*What to work on*: For the listing below, give the number of lines in which "styles" occurs. Add nothing.

*Collected data*:

□ □ □ □ □

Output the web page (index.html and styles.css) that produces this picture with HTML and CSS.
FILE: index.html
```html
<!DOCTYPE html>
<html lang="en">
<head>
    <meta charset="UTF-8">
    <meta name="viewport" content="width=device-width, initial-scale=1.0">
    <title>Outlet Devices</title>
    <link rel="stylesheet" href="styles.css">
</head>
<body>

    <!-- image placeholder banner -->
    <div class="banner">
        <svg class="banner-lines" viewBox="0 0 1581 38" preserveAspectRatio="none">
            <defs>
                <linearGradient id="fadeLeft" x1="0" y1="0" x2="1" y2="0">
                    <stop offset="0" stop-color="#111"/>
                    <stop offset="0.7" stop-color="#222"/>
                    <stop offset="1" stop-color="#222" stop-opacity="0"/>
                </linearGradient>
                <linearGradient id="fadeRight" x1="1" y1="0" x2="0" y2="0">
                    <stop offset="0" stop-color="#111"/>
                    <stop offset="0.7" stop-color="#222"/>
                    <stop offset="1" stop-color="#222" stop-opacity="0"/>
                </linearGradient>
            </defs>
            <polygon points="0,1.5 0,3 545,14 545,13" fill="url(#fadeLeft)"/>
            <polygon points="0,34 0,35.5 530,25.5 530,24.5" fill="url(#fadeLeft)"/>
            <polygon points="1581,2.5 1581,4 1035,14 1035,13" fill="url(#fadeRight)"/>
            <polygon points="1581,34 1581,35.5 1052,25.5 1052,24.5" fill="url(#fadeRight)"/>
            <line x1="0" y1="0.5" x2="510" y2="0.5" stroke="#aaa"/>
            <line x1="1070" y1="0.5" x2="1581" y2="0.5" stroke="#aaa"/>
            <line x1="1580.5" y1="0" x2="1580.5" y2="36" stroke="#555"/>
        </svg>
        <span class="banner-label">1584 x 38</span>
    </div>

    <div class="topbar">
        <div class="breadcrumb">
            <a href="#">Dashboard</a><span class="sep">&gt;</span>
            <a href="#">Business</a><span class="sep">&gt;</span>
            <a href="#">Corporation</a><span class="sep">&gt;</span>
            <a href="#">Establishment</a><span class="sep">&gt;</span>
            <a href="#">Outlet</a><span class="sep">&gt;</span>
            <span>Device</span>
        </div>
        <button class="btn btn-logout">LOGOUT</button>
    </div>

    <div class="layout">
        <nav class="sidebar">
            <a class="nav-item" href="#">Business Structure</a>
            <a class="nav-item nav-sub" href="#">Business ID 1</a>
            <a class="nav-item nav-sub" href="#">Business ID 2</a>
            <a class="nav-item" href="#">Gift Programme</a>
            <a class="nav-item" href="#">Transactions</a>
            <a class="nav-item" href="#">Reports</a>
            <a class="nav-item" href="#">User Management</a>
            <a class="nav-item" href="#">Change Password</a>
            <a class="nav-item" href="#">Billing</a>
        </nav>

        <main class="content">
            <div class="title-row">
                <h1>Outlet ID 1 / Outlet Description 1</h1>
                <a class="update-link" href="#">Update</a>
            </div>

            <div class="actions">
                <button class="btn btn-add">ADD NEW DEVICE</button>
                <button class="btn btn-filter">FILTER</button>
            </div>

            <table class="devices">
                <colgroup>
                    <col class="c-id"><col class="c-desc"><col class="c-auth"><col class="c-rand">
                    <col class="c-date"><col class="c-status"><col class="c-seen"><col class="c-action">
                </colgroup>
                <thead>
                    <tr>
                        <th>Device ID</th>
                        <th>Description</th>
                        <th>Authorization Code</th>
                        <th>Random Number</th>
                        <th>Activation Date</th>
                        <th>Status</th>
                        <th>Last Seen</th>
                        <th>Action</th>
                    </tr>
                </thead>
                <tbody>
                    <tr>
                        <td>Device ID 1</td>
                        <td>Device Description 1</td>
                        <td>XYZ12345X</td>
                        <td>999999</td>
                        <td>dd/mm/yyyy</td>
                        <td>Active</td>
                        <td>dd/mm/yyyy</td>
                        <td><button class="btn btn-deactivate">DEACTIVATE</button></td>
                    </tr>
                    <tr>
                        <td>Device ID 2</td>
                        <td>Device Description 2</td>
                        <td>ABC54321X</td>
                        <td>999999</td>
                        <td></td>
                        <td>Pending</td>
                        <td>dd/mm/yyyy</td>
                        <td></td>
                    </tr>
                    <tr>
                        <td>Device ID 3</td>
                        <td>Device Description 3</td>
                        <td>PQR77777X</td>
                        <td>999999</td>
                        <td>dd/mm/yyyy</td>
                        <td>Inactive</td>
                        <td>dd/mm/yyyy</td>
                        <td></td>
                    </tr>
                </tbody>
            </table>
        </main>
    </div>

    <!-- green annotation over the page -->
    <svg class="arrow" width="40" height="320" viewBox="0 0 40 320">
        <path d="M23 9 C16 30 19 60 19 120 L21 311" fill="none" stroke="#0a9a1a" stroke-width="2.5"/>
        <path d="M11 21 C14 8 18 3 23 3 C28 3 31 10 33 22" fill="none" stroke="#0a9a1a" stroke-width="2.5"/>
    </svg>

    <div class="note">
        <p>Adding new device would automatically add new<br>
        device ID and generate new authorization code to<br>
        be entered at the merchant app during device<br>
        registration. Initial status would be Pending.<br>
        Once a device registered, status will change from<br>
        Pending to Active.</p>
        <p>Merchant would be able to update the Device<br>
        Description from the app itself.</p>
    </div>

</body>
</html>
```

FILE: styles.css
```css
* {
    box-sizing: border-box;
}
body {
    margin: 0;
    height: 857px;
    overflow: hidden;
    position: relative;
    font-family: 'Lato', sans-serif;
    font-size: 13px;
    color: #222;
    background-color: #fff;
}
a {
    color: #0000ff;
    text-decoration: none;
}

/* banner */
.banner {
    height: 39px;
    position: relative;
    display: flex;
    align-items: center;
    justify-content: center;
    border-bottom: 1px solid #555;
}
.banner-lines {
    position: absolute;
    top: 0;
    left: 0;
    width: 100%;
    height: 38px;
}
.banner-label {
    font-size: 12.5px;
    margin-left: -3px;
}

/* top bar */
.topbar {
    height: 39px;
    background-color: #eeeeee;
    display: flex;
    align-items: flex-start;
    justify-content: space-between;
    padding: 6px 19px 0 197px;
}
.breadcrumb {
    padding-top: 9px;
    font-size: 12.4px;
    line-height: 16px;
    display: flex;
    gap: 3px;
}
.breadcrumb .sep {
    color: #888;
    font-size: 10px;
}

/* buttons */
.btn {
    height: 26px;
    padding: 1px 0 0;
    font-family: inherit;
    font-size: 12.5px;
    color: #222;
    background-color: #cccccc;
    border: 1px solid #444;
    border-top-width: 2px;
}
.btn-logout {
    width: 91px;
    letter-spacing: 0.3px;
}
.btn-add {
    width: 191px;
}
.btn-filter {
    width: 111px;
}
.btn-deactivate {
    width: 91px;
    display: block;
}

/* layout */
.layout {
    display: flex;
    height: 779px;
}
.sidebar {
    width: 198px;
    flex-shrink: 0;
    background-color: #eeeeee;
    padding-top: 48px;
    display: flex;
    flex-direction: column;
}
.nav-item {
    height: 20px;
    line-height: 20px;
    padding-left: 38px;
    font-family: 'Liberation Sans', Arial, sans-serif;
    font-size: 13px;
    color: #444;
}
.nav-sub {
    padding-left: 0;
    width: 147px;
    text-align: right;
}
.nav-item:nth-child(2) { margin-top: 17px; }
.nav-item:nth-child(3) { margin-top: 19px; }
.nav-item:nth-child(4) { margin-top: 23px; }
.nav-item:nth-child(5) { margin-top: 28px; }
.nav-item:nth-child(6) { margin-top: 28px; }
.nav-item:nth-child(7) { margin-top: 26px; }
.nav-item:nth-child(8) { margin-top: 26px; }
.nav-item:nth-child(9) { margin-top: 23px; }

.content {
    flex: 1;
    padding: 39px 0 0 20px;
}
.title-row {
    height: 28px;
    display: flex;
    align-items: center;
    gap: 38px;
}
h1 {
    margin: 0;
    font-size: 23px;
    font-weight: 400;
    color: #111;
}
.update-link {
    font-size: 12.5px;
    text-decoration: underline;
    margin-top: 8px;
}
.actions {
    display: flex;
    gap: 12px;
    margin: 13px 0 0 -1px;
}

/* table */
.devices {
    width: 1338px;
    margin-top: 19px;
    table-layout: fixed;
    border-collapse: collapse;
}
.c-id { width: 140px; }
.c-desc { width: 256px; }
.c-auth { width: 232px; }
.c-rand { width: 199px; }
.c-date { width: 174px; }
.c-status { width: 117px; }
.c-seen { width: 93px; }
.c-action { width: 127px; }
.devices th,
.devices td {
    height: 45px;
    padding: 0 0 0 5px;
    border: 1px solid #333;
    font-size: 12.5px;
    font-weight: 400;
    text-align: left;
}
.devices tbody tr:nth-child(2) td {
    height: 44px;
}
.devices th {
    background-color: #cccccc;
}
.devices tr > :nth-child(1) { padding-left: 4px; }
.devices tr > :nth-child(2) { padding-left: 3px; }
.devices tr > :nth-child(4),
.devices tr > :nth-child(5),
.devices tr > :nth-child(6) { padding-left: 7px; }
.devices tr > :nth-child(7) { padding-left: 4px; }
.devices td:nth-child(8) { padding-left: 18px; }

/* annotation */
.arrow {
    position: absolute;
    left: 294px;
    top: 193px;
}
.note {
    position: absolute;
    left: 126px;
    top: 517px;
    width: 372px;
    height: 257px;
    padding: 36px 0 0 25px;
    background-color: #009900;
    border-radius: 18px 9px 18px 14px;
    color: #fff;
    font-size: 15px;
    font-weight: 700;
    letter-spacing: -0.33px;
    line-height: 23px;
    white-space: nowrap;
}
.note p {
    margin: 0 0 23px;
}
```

□ □ □ □ □

*Result*: 3